**RECORDED DATA**
** START **

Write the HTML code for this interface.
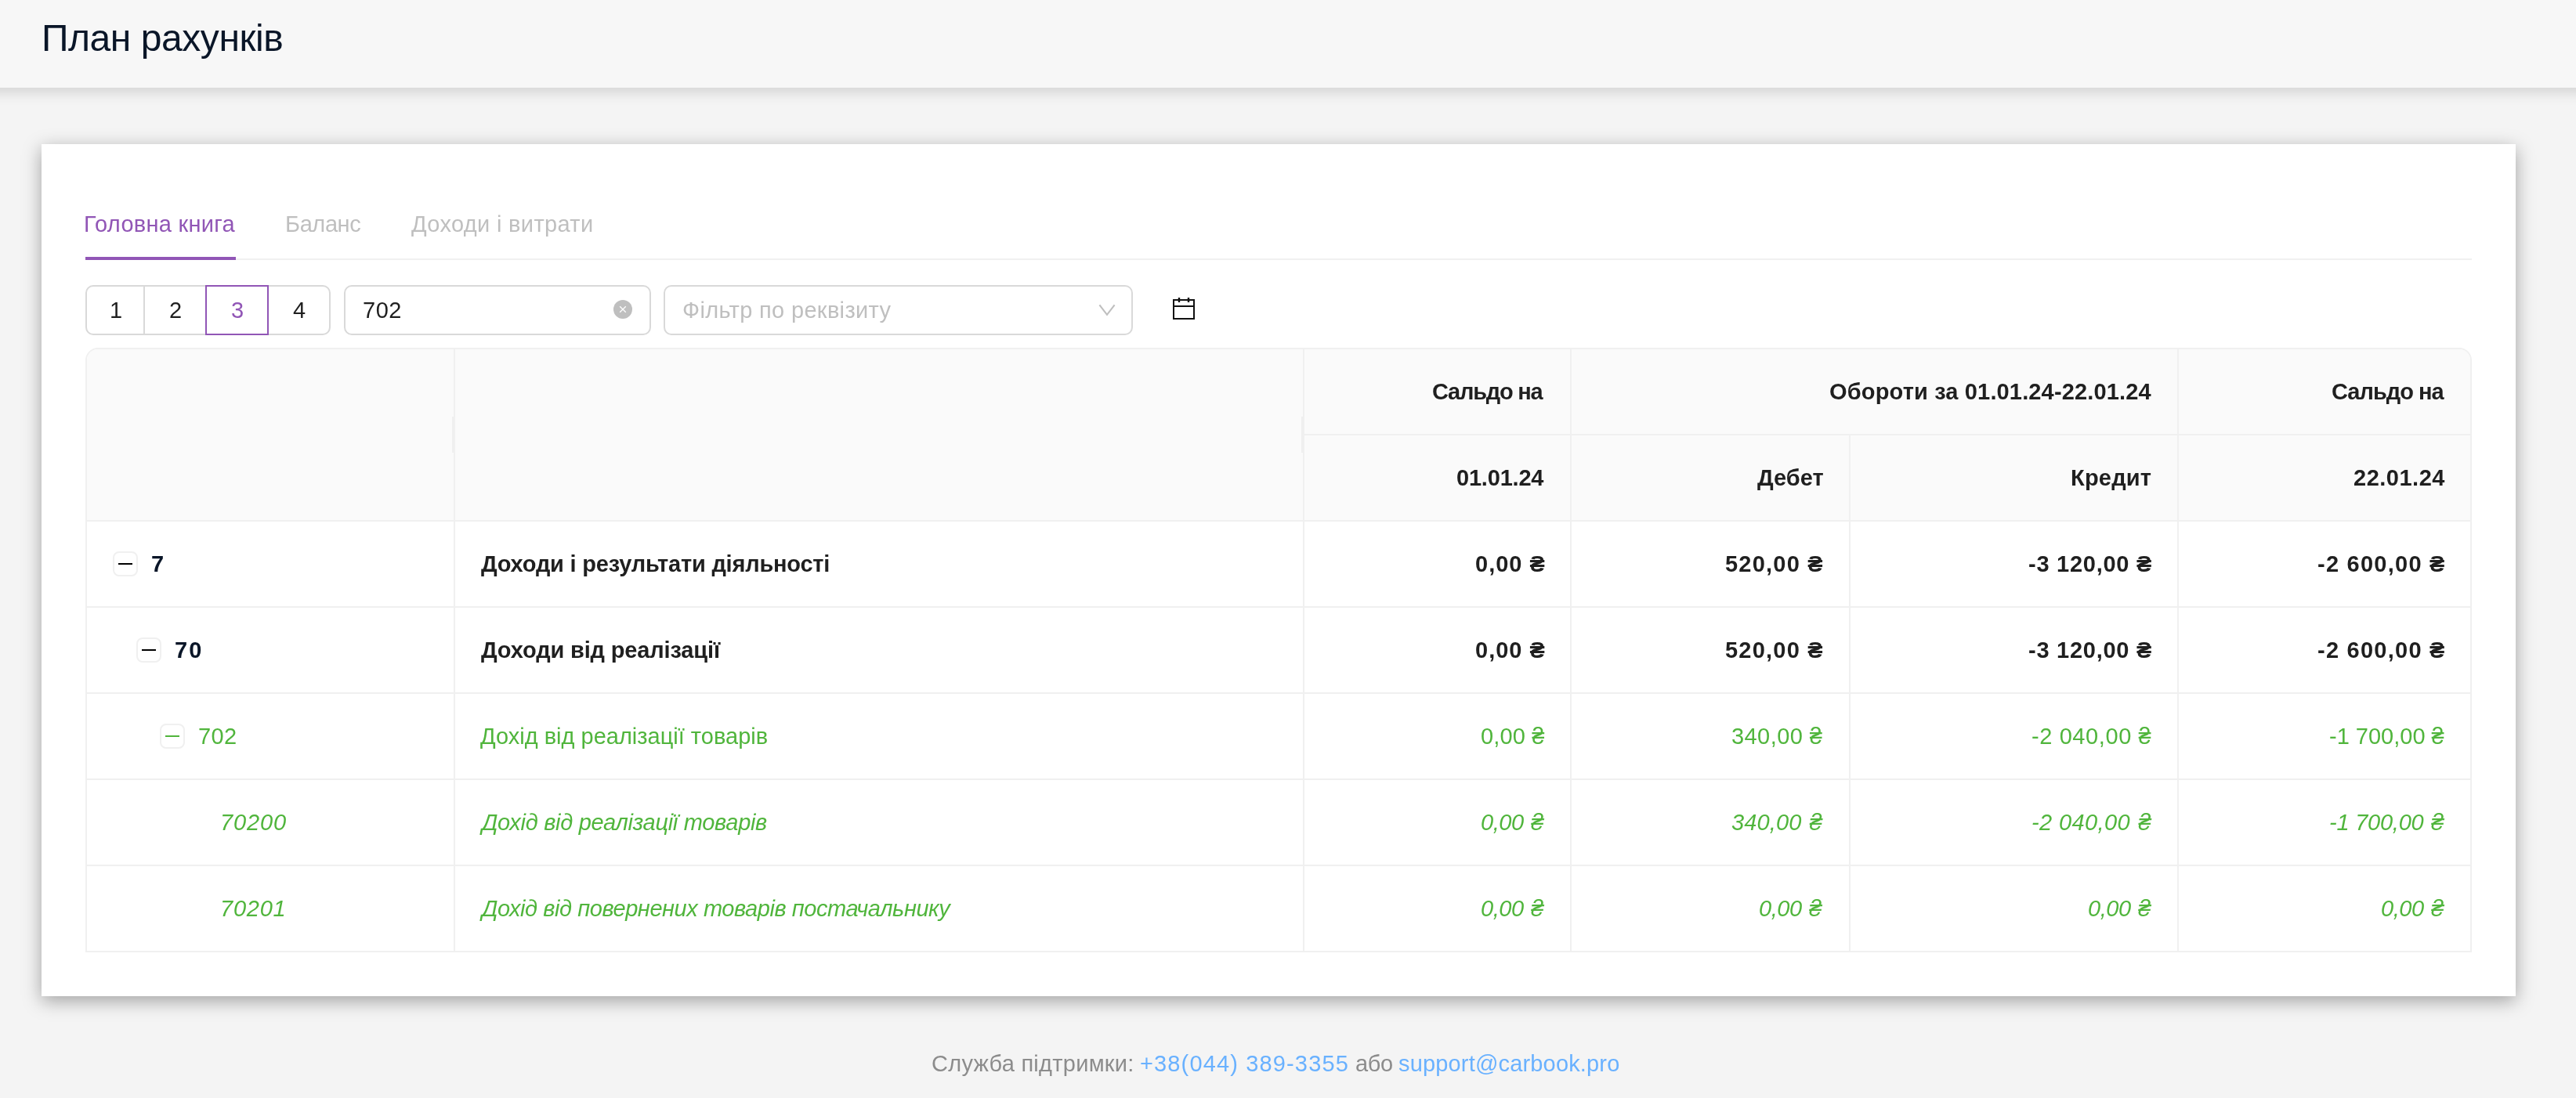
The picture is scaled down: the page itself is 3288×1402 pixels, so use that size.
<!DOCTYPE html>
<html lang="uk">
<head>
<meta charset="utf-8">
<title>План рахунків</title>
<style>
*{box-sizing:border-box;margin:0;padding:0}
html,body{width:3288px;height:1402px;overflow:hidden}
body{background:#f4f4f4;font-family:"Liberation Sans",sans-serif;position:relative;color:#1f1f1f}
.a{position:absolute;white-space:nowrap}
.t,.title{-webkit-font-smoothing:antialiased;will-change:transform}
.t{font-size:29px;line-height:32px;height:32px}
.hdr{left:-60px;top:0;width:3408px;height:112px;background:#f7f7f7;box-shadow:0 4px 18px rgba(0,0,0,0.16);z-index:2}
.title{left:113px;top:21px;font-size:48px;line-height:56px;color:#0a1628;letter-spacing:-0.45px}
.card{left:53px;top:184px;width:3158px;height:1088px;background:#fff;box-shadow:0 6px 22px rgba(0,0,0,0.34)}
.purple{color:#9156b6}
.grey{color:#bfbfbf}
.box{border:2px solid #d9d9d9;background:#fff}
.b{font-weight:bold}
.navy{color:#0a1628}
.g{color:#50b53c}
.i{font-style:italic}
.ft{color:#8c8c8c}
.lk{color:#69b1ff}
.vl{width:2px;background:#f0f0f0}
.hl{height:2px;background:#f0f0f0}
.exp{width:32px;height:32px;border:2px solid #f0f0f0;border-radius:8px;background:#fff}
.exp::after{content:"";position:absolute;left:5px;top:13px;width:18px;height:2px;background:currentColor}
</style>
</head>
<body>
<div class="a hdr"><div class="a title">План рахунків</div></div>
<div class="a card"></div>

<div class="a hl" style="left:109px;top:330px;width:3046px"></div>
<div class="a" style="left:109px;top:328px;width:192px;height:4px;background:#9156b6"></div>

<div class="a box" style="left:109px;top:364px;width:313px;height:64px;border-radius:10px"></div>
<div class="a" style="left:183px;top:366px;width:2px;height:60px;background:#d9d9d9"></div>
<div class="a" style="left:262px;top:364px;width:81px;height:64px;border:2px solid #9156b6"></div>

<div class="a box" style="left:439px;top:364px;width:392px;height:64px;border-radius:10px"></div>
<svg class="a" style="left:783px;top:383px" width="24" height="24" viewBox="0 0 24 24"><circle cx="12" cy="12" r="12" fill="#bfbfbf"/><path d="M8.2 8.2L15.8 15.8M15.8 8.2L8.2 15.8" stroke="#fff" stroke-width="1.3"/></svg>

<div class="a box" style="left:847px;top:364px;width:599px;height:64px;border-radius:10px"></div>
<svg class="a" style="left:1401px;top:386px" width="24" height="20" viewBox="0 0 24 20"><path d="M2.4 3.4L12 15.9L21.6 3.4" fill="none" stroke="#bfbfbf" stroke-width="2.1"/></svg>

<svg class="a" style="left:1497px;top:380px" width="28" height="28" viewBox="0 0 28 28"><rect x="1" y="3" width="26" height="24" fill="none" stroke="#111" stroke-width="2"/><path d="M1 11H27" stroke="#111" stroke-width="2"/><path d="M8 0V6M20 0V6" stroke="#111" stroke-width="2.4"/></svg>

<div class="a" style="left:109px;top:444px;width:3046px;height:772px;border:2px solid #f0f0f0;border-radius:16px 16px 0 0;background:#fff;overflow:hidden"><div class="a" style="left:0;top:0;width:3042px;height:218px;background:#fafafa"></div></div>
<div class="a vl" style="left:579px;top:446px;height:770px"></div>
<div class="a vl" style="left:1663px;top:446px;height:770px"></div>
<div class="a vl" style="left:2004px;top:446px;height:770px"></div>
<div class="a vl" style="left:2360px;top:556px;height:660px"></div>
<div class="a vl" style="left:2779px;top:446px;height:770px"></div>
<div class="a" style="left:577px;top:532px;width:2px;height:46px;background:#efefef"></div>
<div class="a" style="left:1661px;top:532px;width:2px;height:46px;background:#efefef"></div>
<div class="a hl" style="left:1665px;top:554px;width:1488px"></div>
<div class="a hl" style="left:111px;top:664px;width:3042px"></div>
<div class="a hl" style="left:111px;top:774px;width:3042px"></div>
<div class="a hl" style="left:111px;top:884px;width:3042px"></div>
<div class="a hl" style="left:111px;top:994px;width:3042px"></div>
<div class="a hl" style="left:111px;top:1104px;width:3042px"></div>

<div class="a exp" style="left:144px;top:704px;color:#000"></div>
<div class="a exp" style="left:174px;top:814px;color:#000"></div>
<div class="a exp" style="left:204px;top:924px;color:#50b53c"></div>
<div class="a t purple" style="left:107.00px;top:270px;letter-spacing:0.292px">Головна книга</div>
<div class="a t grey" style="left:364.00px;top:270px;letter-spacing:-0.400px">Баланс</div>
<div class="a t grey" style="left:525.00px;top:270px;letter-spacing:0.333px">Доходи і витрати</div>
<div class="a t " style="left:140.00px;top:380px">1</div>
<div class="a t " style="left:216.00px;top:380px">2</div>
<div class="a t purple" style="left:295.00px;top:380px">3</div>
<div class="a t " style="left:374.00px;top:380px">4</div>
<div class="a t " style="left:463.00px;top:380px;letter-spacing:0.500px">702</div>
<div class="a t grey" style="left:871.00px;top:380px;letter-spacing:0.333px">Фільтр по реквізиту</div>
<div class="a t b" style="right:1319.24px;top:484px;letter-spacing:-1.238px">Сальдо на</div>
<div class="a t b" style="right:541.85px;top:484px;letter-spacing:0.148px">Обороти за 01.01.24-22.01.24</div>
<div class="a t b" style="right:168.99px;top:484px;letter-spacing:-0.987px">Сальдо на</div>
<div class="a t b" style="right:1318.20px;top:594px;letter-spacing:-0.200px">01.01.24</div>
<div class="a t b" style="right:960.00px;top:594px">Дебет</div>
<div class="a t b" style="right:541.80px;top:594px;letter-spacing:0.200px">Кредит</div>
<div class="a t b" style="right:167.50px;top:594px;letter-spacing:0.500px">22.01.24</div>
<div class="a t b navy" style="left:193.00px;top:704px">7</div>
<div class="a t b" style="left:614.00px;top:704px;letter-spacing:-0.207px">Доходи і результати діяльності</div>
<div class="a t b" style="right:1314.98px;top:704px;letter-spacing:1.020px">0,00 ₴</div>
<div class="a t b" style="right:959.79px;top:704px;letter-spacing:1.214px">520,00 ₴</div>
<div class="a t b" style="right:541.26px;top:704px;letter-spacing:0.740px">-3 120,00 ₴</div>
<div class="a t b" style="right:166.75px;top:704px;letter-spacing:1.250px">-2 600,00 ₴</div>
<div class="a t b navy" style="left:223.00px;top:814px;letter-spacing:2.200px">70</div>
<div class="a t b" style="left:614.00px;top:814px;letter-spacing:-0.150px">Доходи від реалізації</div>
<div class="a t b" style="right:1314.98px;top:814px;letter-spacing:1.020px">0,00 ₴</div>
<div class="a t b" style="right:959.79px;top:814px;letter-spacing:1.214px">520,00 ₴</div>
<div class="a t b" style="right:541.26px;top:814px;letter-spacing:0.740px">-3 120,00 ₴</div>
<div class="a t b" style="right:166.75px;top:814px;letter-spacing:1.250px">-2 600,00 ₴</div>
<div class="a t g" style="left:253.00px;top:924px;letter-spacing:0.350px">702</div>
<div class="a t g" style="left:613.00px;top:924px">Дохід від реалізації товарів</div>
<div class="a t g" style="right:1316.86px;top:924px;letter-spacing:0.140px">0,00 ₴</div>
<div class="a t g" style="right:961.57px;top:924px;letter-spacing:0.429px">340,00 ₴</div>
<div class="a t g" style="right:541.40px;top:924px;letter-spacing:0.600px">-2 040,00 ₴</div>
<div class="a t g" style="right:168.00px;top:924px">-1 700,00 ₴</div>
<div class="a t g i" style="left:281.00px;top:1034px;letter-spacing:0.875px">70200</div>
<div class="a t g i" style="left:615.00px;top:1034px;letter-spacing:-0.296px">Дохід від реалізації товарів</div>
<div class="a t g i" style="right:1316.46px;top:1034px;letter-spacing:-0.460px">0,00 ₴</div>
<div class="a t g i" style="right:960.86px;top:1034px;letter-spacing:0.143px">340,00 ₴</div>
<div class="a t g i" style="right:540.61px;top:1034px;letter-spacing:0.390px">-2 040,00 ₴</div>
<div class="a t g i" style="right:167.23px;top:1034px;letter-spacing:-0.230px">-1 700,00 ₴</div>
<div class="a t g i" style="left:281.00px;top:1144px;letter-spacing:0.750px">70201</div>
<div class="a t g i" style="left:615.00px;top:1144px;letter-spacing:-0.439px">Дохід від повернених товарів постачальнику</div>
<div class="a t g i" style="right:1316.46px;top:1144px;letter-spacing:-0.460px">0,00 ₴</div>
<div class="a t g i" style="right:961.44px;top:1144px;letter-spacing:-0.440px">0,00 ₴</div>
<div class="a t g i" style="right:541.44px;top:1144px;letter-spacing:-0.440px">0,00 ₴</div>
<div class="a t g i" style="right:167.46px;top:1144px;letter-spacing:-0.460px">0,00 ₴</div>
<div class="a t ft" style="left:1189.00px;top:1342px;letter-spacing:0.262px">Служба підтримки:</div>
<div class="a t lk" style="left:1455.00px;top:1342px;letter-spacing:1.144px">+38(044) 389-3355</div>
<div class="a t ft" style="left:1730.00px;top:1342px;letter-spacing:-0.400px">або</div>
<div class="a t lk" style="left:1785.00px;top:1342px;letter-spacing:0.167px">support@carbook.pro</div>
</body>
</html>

** END **

**SET EXERCISE**
Pull every line containing "size" from the material above.

**SOLVED EXERCISE**
The picture is scaled down: the page itself is 3288×1402 pixels, so use that size.
.t{font-size:29px;line-height:32px;height:32px}
.title{left:113px;top:21px;font-size:48px;line-height:56px;color:#0a1628;letter-spacing:-0.45px}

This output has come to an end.